Sourdough: a wild bread that always rises to the occasion
The invention of sourdough in Ireland is credited to a woman who went for a wander with her lover
Before soda bread we had a great variety of bread, all based on the sourdough method. Photograph: Getty Images
Most of us, over the age of 30 at least, will have memories of our mothers and grandmothers making soda bread. I have my own one of standing in the kitchen of my grandma’s house in Stillorgan, watching her make the daily bread for the household.
I always imagined this phenomenon to be timeless when I was younger, that women had made soda bread forever in Ireland, keeping the household going through their sheer food labour. I was not altogether wrong. Women have been the chief bread makers in Irish history, from Neolithic times up to the 1990s, when men decided that they might try their hands at the bread-making.
I started my own tutelage under my Grandma’s watchful eye, peering upon my endeavours to make sure I did not make a mistake.

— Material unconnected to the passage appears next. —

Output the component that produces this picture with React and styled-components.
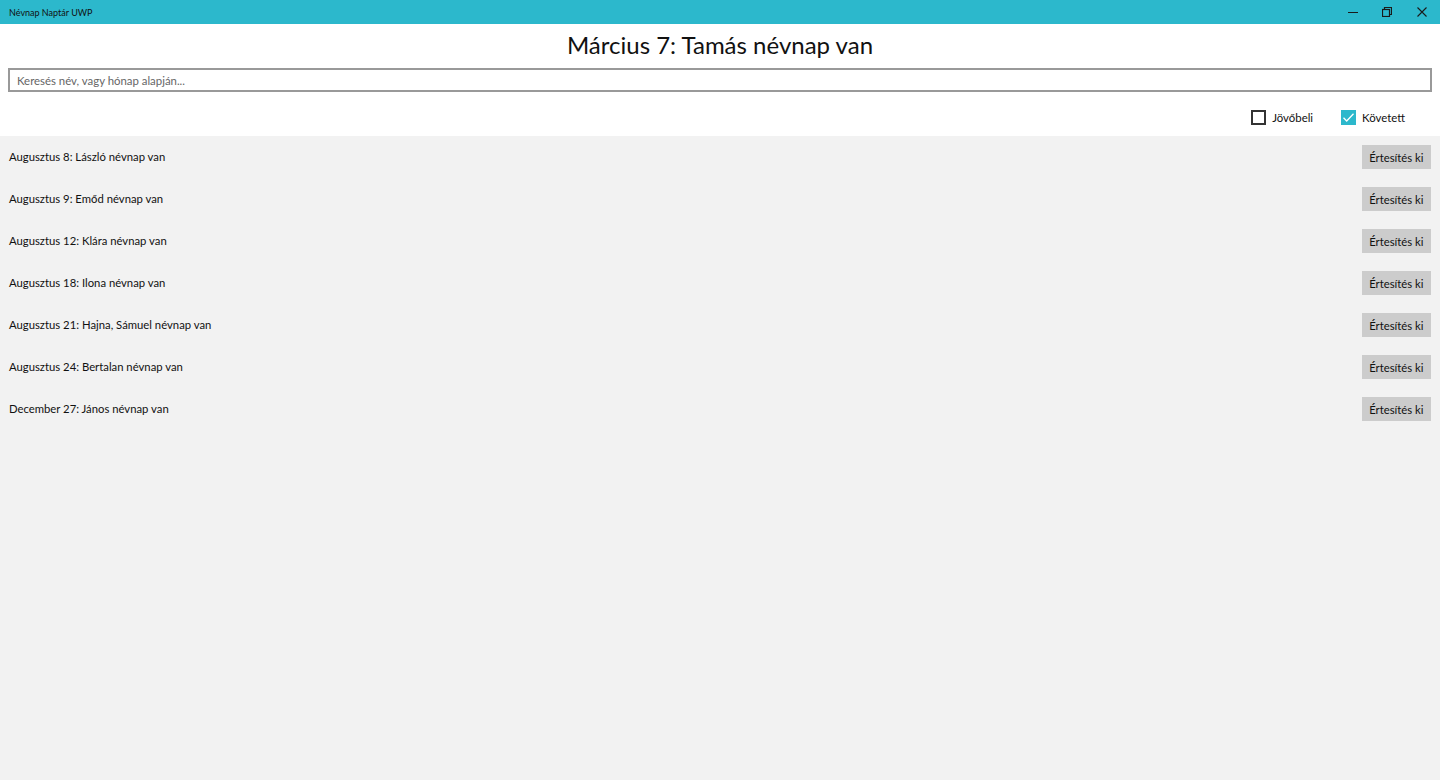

Yet I was wrong to think that we have always been making soda bread. Soda bread only came to Ireland in the second half of the 19th century. Before that we had a great variety of bread, all based on the sourdough method. Fermenting wild yeasts was never a problem in Ireland. The chief problem was that we had an awful climate for wheat, therefore our flour was not the best. However, other grains were good: barley, oats and rye were used to great effect. A French man visiting Ireland in 1790 noted, “In the south of Ireland bread is made with oats, in Wicklow with rye, and in Meath with a mixture of rye and wheat.”
Barley bread featured on the menu for many who were fasting, and became particularly associated with hardship and penance due to its dry and hard character. Barley bread and water during the week, with wild salmon, ale and wheaten bread on Sundays. What a life.
The invention of sourdough in Ireland is credited to a woman of the Stone Age who went for a wander with her lover, only to return to find her bread had risen because of the natural wild yeasts in the flour. Whatever about the truth of this tale, it tells of the rich tradition of making bread in Ireland.